Matching your report's content and frequency to your audience prevents information overload for executives and ensures operational teams get the granularity they need.
2. Define objectives and goals
Clearly outline the purpose of the KPI report by identifying the business goals it supports. Ask key questions such as:
- What are the main strategic or operational objectives?
- How do these objectives align with broader company goals?
- What insights are stakeholders looking for?
Once you set your objectives, you'll define KPIs that directly measure progress toward those goals.
3. Select relevant KPIs
Not all metrics are key performance indicators. Choose performance indicators that accurately reflect success and progress and meet these criteria:
- Align with business priorities
- Are measurable and quantifiable
- Offer actionable insights
- Can be tracked consistently over time
For example, if the goal is to improve customer satisfaction, relevant KPIs could include Net Promoter Score (NPS), customer retention rates, and support resolution times.
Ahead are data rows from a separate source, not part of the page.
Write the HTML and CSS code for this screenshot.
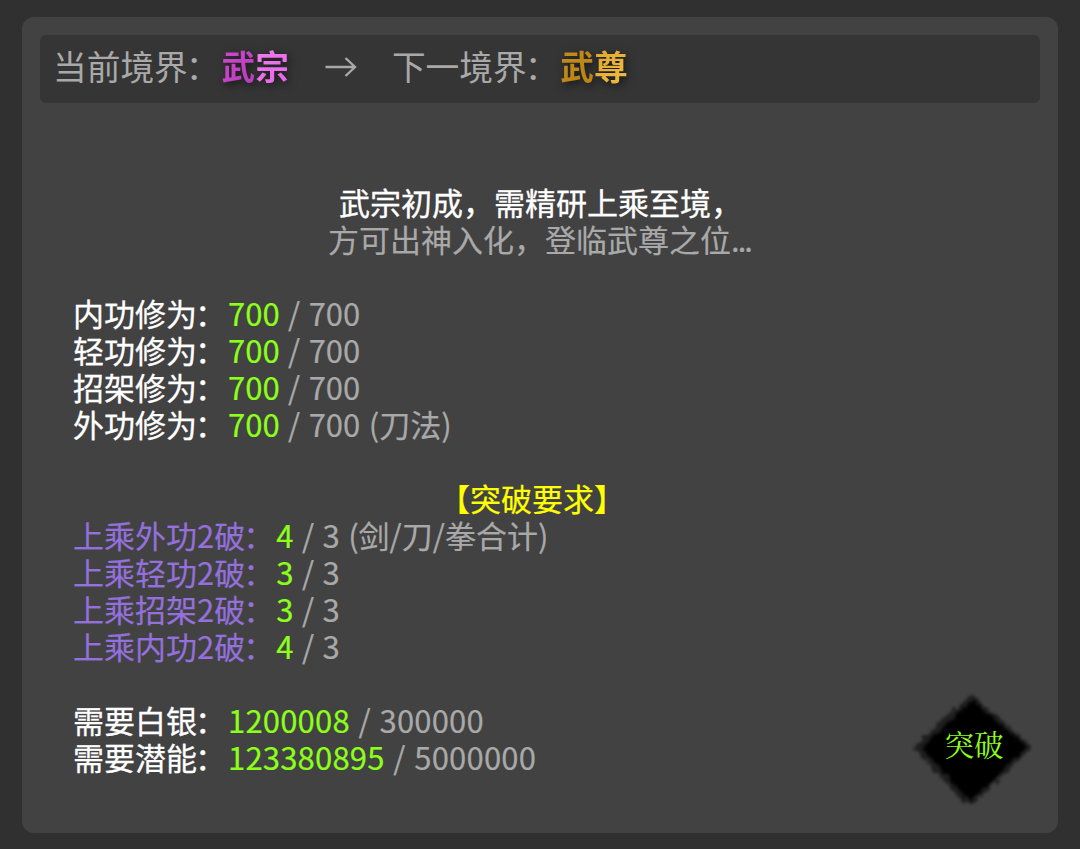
FILE: index.html
```html
<!DOCTYPE html>
<html lang="zh-CN">
<head>
<meta charset="utf-8">
<title>境界突破</title>
<link rel="stylesheet" href="styles.css">
</head>
<body>
<main class="panel">
  <header class="realm">
    <span>当前境界<span class="mark">：</span></span>
    <strong class="rank rank-now"><span>武</span><span>宗</span></strong>
    <svg class="arrow" width="32" height="22" viewBox="0 0 32 22"><path d="M.5 11H30M20.500 2l9.500 9-9.500 9"/></svg>
    <span>下一境界<span class="mark">：</span></span>
    <strong class="rank rank-next"><span>武</span><span>尊</span></strong>
  </header>
  <section class="details">
    <p class="line center white intro">武宗初成，需精研上乘至境，</p>
    <p class="line center">方可出神入化，登临武尊之位<span class="dots">...</span></p>
    <div class="group">
      <p class="line"><span class="white">内功修为<span class="mark">：</span></span><span class="ok">700</span> / 700</p>
      <p class="line"><span class="white">轻功修为<span class="mark">：</span></span><span class="ok">700</span> / 700</p>
      <p class="line"><span class="white">招架修为<span class="mark">：</span></span><span class="ok">700</span> / 700</p>
      <p class="line"><span class="white">外功修为<span class="mark">：</span></span><span class="ok">700</span> / 700 (刀法)</p>
    </div>
    <div class="group">
      <p class="line center heading">【突破要求】</p>
      <p class="line"><span class="purple">上乘外功2破<span class="mark">：</span></span><span class="ok">4</span> / 3 (剑/刀/拳合计)</p>
      <p class="line"><span class="purple">上乘轻功2破<span class="mark">：</span></span><span class="ok">3</span> / 3</p>
      <p class="line"><span class="purple">上乘招架2破<span class="mark">：</span></span><span class="ok">3</span> / 3</p>
      <p class="line"><span class="purple">上乘内功2破<span class="mark">：</span></span><span class="ok">4</span> / 3</p>
    </div>
    <div class="group">
      <p class="line"><span class="white">需要白银<span class="mark">：</span></span><span class="num"><span class="ok">1200008</span> / 300000</span></p>
      <p class="line"><span class="white">需要潜能<span class="mark">：</span></span><span class="num"><span class="ok">123380895</span> / 5000000</span></p>
    </div>
  </section>
  <button class="break">
    <svg class="ink" width="124" height="120" viewBox="0 0 124 120">
      <defs><filter id="rough" x="-10%" y="-10%" width="120%" height="120%">
        <feTurbulence type="fractalNoise" baseFrequency=".2" numOctaves="3" seed="9" result="n"/>
        <feDisplacementMap in="SourceGraphic" in2="n" scale="8" xChannelSelector="R" yChannelSelector="G"/>
        <feGaussianBlur stdDeviation="1.500"/>
      </filter></defs>
      <g filter="url(#rough)">
        <path d="M61 5 121 58 67 111 60 116 51 112 3 60 7 53Z" fill="#000" fill-opacity=".55"/>
        <path d="M61 11 115 58 65 107 59 111 54 107 13 60 15 55Z" fill="#020202"/>
      </g>
    </svg>
    <span class="break-label">突破</span>
  </button>
</main>
</body>
</html>
```
FILE: styles.css
```css
* { box-sizing: border-box; }
body {
  margin: 0;
  height: 849px;
  padding: 17px 22px 16px;
  background: #303030;
  font-family: "Noto Sans CJK SC", sans-serif;
  color: #a9a9a9;
}
.panel {
  position: relative;
  height: 816px;
  padding: 18px;
  border-radius: 12px;
  background: #424242;
}
.realm {
  display: flex;
  align-items: center;
  height: 68px;
  padding: 0 13px 6px;
  border-radius: 6px;
  background: #353535;
  font-size: 33.700px;
  line-height: 50px;
  white-space: nowrap;
}
.mark { margin: 0 2px 0 -2px; }
.rank { display: flex; font-weight: 700; filter: drop-shadow(2px 3px 4px rgba(0, 0, 0, .6)); }
.rank span { color: transparent; background-clip: text; -webkit-background-clip: text; }
.rank-now span { background-image: linear-gradient(135deg, #d04bd2, #b53bb8); }
.rank-now span + span { background-image: linear-gradient(135deg, #ee82ee, #e660e9); }
.rank-next span { background-image: linear-gradient(135deg, #c58d1c, #b98214); }
.rank-next span + span { background-image: linear-gradient(135deg, #e0a52d, #f0bd48); }
.arrow {
  margin: 2px 35px 0 36px;
  fill: none;
  stroke: #a9a9a9;
  stroke-width: 2.400;
}
.details {
  padding: 80px 34px 0 33px;
  font-size: 31px;
  word-spacing: 1.500px;
  -webkit-text-stroke: .2px currentColor;
}
.line { margin: 0; height: 37px; line-height: 37px; white-space: nowrap; }
.center { text-align: center; }
.intro { padding-left: 2px; }
.dots { letter-spacing: -2px; }
.group { margin-top: 37px; }
.num { letter-spacing: .200px; }
.white { color: #fff; -webkit-text-stroke: .3px #fff; }
.ok { color: #8cff1a; -webkit-text-stroke: .2px #8cff1a; }
.purple { color: #9370db; -webkit-text-stroke: .2px #9370db; }
.heading { padding-right: 15px; color: #ff0; -webkit-text-stroke: .2px #ff0; }
.break {
  position: absolute;
  right: 23px;
  bottom: 24px;
  display: grid;
  place-items: center;
  width: 124px;
  height: 120px;
  padding: 0;
  border: 0;
  background: none;
}
.ink, .break-label { grid-area: 1 / 1; }
.break-label {
  z-index: 1;
  padding: 0 0 12px 2px;
  color: #8cff1a;
  font: 29.500px/40px KaiTi, "Noto Serif CJK SC", "Noto Sans CJK SC", serif;
}
```
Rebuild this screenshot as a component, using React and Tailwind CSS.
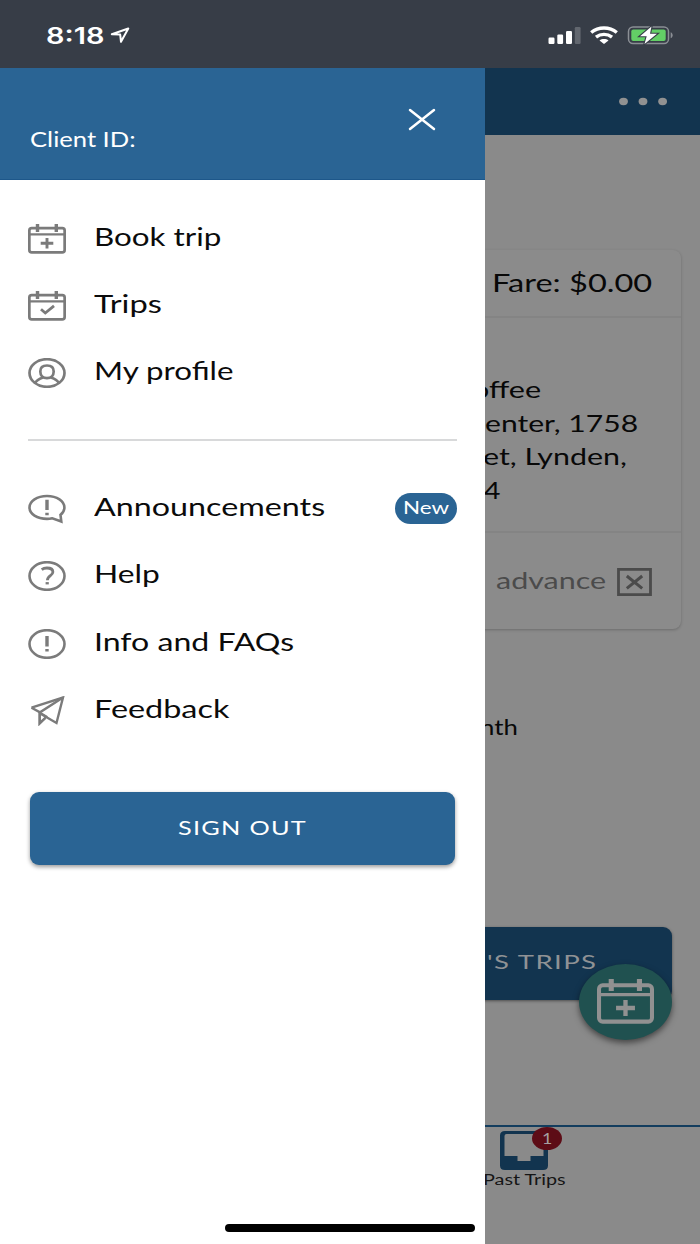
import { useLayoutEffect, useRef, useState } from "react";
import clsx from "clsx";

// Stretches one line of text horizontally so that it fills its box.
function FitText({ className, children }) {
  const outer = useRef(null);
  const inner = useRef(null);
  const [scale, setScale] = useState(1);
  useLayoutEffect(() => {
    setScale(outer.current.clientWidth / inner.current.offsetWidth);
  }, [children]);
  return (
    <span ref={outer} className={clsx("block shrink-0 whitespace-nowrap text-left", className)}>
      <span ref={inner} className="inline-block origin-left" style={{ transform: `scaleX(${scale})` }}>
        {children}
      </span>
    </span>
  );
}

function CalendarIcon({ className, check }) {
  return (
    <svg viewBox="0 0 38 30" preserveAspectRatio="none" className={className} fill="none" stroke="currentColor" strokeWidth="2.7">
      <rect x="1.35" y="4.2" width="35.3" height="24.2" rx="2.4" />
      <path d="M1.25 10.4h35.3" strokeWidth="2.3" />
      <path d="M9.5 0v8M28.3 0v8" strokeWidth="3.4" />
      {check ? <path d="M13 18.2l4.3 3.8 8.7-7.200" strokeWidth="2.800" /> : <path d="M12.7 19.3h12.6M19 14v10.6" strokeWidth="2.9" />}
    </svg>
  );
}

function ProfileIcon({ className }) {
  return (
    <svg viewBox="0 0 38 30" className={className} fill="none" stroke="currentColor" strokeWidth="2.700">
      <ellipse cx="19" cy="15" rx="17.5" ry="13.800" />
      <path d="M19 7.500c-4.600 0-6.700 2.300-6.700 6s2.500 6.700 6.700 6.700 6.700-3 6.700-6.700-2.100-6-6.700-6z" />
      <path d="M7 25.200c1.400-2.700 4-4.300 8-5.700M31 25.200c-1.400-2.700-4-4.300-8-5.700" />
    </svg>
  );
}

function AnnouncementIcon({ className }) {
  return (
    <svg viewBox="0 0 38 30" className={className} fill="none" stroke="currentColor" strokeWidth="2.600">
      <path d="M33.300 27.500L24.300 24.300C22.500 24.700 20.700 24.900 19 24.900 9 24.900 1.500 20 1.500 13.500S9 2 19 2s17.400 5.100 17.400 11.500c0 3-1.300 5.400-3.900 7.400z" />
      <path d="M19 5.700v10.300M19 18.700v2.600" strokeWidth="3.400" />
    </svg>
  );
}

function HelpIcon({ className }) {
  return (
    <svg viewBox="0 0 38 30" className={className} fill="none" stroke="currentColor" strokeWidth="2.600">
      <ellipse cx="19" cy="15" rx="17.500" ry="13.800" />
      <path d="M13.700 8.600c1.500-1.200 3.200-1.600 5.200-1.600 3.700 0 6 1.500 6 4 0 3.700-5.500 3.600-5.500 8.300" strokeWidth="2.800" />
      <path d="M19.200 21.100v2.300" strokeWidth="3.200" />
    </svg>
  );
}

function InfoIcon({ className }) {
  return (
    <svg viewBox="0 0 38 30" className={className} fill="none" stroke="currentColor" strokeWidth="2.600">
      <ellipse cx="19" cy="15" rx="17.500" ry="13.800" />
      <path d="M19 7v10.400M19 20.100v2.500" strokeWidth="3.400" />
    </svg>
  );
}

function FeedbackIcon({ className }) {
  return (
    <svg viewBox="0 0 38 30" className={className} fill="none" stroke="currentColor" strokeWidth="2.400">
      <path d="M3.500 11.700L35 1.500l-6.500 25.500-15.500-9" />
      <path d="M3.500 11.700l8.500 4.600L35 1.500" />
      <path d="M11.500 16v11.700l6-5.700" />
      <path d="M12 16.500l6.500 4-6.500 6z" strokeWidth="1.800" />
    </svg>
  );
}

function StatusBar() {
  return (
    <header className="flex h-[68px] shrink-0 items-start bg-[#373d47] pl-[46px] pr-[27px] text-white">
      <FitText className="mt-[18px] h-9 w-[59px] font-['Inter',sans-serif] text-[23px] font-semibold leading-9">8:18</FitText>
      <svg viewBox="0 0 20 17" className="ml-[5px] mt-[27px] h-[17px] w-5" fill="none" stroke="white" strokeWidth="2" strokeLinejoin="round">
        <path d="M1.800 7.200L18.300 1.500l-7.300 13.300-.8-7.200z" />
      </svg>
      <svg viewBox="0 0 33 18" className="ml-auto mt-[26px] h-[18px] w-[33px]" fill="white">
        <rect x="0.500" y="11.500" width="6" height="6.500" rx="1.200" />
        <rect x="9.300" y="8.500" width="5.800" height="9.500" rx="1.200" />
        <rect x="18" y="5" width="6" height="13" rx="1.200" />
        <rect x="26.800" y="1" width="5.800" height="17" rx="1.200" fill="#62676f" />
      </svg>
      <svg viewBox="0 0 28 18" className="ml-[9px] mt-[26px] h-[18px] w-7" fill="none" stroke="white" strokeWidth="3.400">
        <path d="M1.200 6.500C8.500.5 19.500.5 26.800 6.500" />
        <path d="M6 11.100c4.700-3.700 11.300-3.700 16 0" />
        <path d="M14 18l-4.500-3.600c2.600-1.900 6.400-1.900 9 0z" fill="white" stroke="none" />
      </svg>
      <svg viewBox="0 0 46 20" className="ml-[9px] mt-[25px] h-5 w-[46px]">
        <rect x="1.500" y="2" width="40" height="16.500" rx="4.500" fill="none" stroke="#8b8f95" strokeWidth="1.500" />
        <rect x="4.300" y="4.500" width="34.400" height="11.600" rx="2" fill="#63cf66" />
        <path d="M43.700 7.300c2.600.8 2.600 5.200 0 6z" fill="#8b8f95" />
        <path d="M24.500 1.500L13 11.200h6.700l-2.200 7.700L30 8.800h-7z" fill="white" stroke="#373d47" strokeWidth="2.200" paintOrder="stroke" />
      </svg>
    </header>
  );
}

const primary = [
  { label: "Book trip", icon: CalendarIcon, width: "w-[128px]" },
  { label: "Trips", icon: CalendarIcon, check: true, width: "w-[68px]" },
  { label: "My profile", icon: ProfileIcon, width: "w-[140px]" },
];

const secondary = [
  { label: "Announcements", icon: AnnouncementIcon, width: "w-[231px]", badge: "New" },
  { label: "Help", icon: HelpIcon, width: "w-[66px]" },
  { label: "Info and FAQs", icon: InfoIcon, width: "w-[200px]" },
  { label: "Feedback", icon: FeedbackIcon, width: "w-[136px]" },
];

function MenuRow({ label, icon: Icon, width, badge, check }) {
  return (
    <li className="flex h-[67.4px] items-center">
      {check ? (
        <CalendarIcon check className="mt-[5px] h-[30px] w-[38px] text-[#7b7b7b]" />
      ) : (
        <Icon className="mt-[5px] h-[30px] w-[38px] text-[#7b7b7b]" />
      )}
      <FitText className={clsx("-mt-px ml-[27.5px] text-[25px] leading-[34px] text-[#0b0b0b]", width)}>{label}</FitText>
      {badge && (
        <span className="ml-auto mt-1 flex h-[31px] w-[62px] items-start justify-center rounded-full bg-[#2a6494]">
          <FitText className="w-[46px] text-[18px] leading-[29px] text-white">{badge}</FitText>
        </span>
      )}
    </li>
  );
}

function Drawer() {
  return (
    <aside className="absolute inset-y-0 left-0 w-[485px] bg-white">
      <div className="flex h-[112px] items-start justify-between border-b border-[#1d578a] bg-[#2a6494] pl-[30px] pr-[49px] text-white">
        <FitText className="mt-[55px] w-[106px] text-[21px] leading-8">Client ID:</FitText>
        <svg viewBox="0 0 28 23" className="mt-10 h-[23px] w-7" stroke="white" strokeWidth="2.500" strokeLinecap="round">
          <path d="M2 2l24 19M26 2L2 21" />
        </svg>
      </div>
      <nav className="px-7 pt-[22.500px]">
        <ul>{primary.map((item) => <MenuRow key={item.label} {...item} />)}</ul>
        <hr className="mb-[32px] mt-[34px] border-t-2 border-[#d8d9da]" />
        <ul>{secondary.map((item) => <MenuRow key={item.label} {...item} />)}</ul>
      </nav>
      <button className="ml-[30px] mt-[49.500px] flex h-[73px] w-[425px] items-start justify-center rounded-[9px] bg-[#2a6494] pt-[19px] text-white shadow-[0_2px_4px_rgba(0,0,0,0.4)]">
        <FitText className="w-[129px] text-[20px] leading-8 tracking-[1px]">SIGN OUT</FitText>
      </button>
    </aside>
  );
}

function TripCard() {
  return (
    <section className="ml-7 mr-[19px] mt-[115px] h-[379px] rounded-lg bg-[#8b8b8b] shadow-[0_1px_3px_rgba(0,0,0,0.22)]">
      <div className="flex h-[68px] justify-end border-b-2 border-[#848484] pr-[29px] pt-[15px]">
        <FitText className="w-[160px] text-[25px] leading-[34px]">Fare: $0.00</FitText>
      </div>
      <div className="flex h-[215px] flex-col items-start border-b-2 border-[#848484] pl-[457px] pt-[55px] text-[23px] leading-[33.7px]">
        <FitText className="-ml-[13px] w-[69px]">offee</FitText>
        <FitText className="w-[153px]">enter, 1758</FitText>
        <FitText className="-ml-[2px] w-[144px]">et, Lynden,</FitText>
        <FitText className="-ml-px w-[16px]">4</FitText>
      </div>
      <div className="flex items-start justify-end pr-[29px] pt-[33px] text-[#4b4b4b]">
        <FitText className="mr-[11px] w-[110px] text-[23px] leading-7">advance</FitText>
        <svg viewBox="0 0 35 28" className="mt-[2px] h-7 w-[35px]" fill="none" stroke="currentColor" strokeWidth="2.800">
          <path d="M1.500 1.400h32v25.200h-32z" />
          <path d="M9.800 8l15.400 12.400M25.200 8L9.800 20.400" strokeWidth="3" />
        </svg>
      </div>
    </section>
  );
}

function TripsPage() {
  return (
    <main className="flex h-full flex-col bg-[#8a8a8a] text-[#080808]">
      <div className="flex h-[67px] shrink-0 justify-end bg-[#12344f] pr-8 pt-[29px]">
        <svg viewBox="0 0 50 10" className="h-[10px] w-[50px]" fill="#919191">
          <ellipse cx="5.500" cy="4.500" rx="4.400" ry="3.700" />
          <ellipse cx="25" cy="4.500" rx="4.400" ry="3.700" />
          <ellipse cx="44.600" cy="4.500" rx="4.400" ry="3.700" />
        </svg>
      </div>
      <TripCard />
      <FitText className="ml-[480px] mt-[82px] w-[38px] text-[21px] leading-8">nth</FitText>
      <div className="relative ml-7 mr-7 mt-[184px] flex h-[73px] items-start justify-end rounded-[9px] bg-[#12344f] pr-[75px] pt-[18px] text-[#8f9295] shadow-[0_1px_3px_rgba(0,0,0,0.45)]">
        <FitText className="w-[110px] text-[20px] leading-8 tracking-[1px]">'S TRIPS</FitText>
        <button className="absolute right-0 top-[37px] flex h-[76px] w-[93px] items-center justify-center rounded-[50%] bg-[#205150] text-[#919191] shadow-[0_3px_6px_rgba(0,0,0,0.5)]">
          <CalendarIcon className="-mt-[2px] h-[45px] w-[57px]" />
        </button>
      </div>
      <footer className="mt-auto h-[119px] border-t-[2px] border-[#133d5e] pl-[483px] pt-[4px]">
        <div className="relative ml-[17px] w-[49px]">
          <svg viewBox="0 0 48 39" className="h-[39px] w-12" fill="#12344f">
            <path fillRule="evenodd" d="M5 0h38q5 0 5 4.500v30q0 4.500-5 4.500H5q-5 0-5-4.500v-30Q0 0 5 0zm1.500 3Q4.500 3 4.500 5v20h13v5h13v-5h13V5q0-2-2-2z" />
          </svg>
          <span className="absolute -top-[4px] left-[32px] flex h-[23px] w-[30px] items-start justify-center rounded-[50%] bg-[#5d0c16] text-[16px] leading-[22px] text-[#a5a0a1]">
            <FitText className="w-[10px]">1</FitText>
          </span>
        </div>
        <FitText className="w-[83px] text-[15.500px] leading-[18px] text-[#151515]">Past Trips</FitText>
      </footer>
    </main>
  );
}

export default function App() {
  return (
    <div className="relative flex h-[1244px] w-[700px] flex-col overflow-hidden font-['Lato',sans-serif]">
      <StatusBar />
      <div className="relative min-h-0 flex-1">
        <TripsPage />
        <Drawer />
      </div>
      <div className="absolute bottom-[12.500px] left-[225px] h-[8px] w-[250px] rounded-full bg-black" />
    </div>
  );
}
When selecting KPIs, aim for two to four KPIs per objective and five to seven KPIs total per report. More than that dilutes focus and makes it harder for stakeholders to identify what matters most.
Balance your selection between leading indicators (which predict future performance, like pipeline velocity or customer satisfaction scores) and lagging indicators (which measure outcomes, like revenue or profit margin). Leading indicators give you time to course-correct; lagging indicators confirm whether your efforts worked.
If multiple teams rely on the same KPI (for example, churn rate or customer acquisition cost), agree on one definition before you publish the report. And honestly, this is the part most guides skip over. Analysts and BI specialists often get stuck playing "KPI report factory" when definitions aren't standardized, because every stakeholder requests their own version. A single, shared definition keeps everyone moving in the same direction.
4. Gather data from reliable sources
Ensure data accuracy by sourcing information from trusted systems such as:
- Customer relationship management (CRM) software: For customer interactions, sales figures, and marketing metrics
- Financial platforms: For revenue, expenses, and profitability metrics
- Operational databases: For production, logistics, and efficiency-related KPIs
- Surveys and feedback tools: For customer and employee satisfaction insights
Use automated data extraction where possible to minimize errors and maintain consistency.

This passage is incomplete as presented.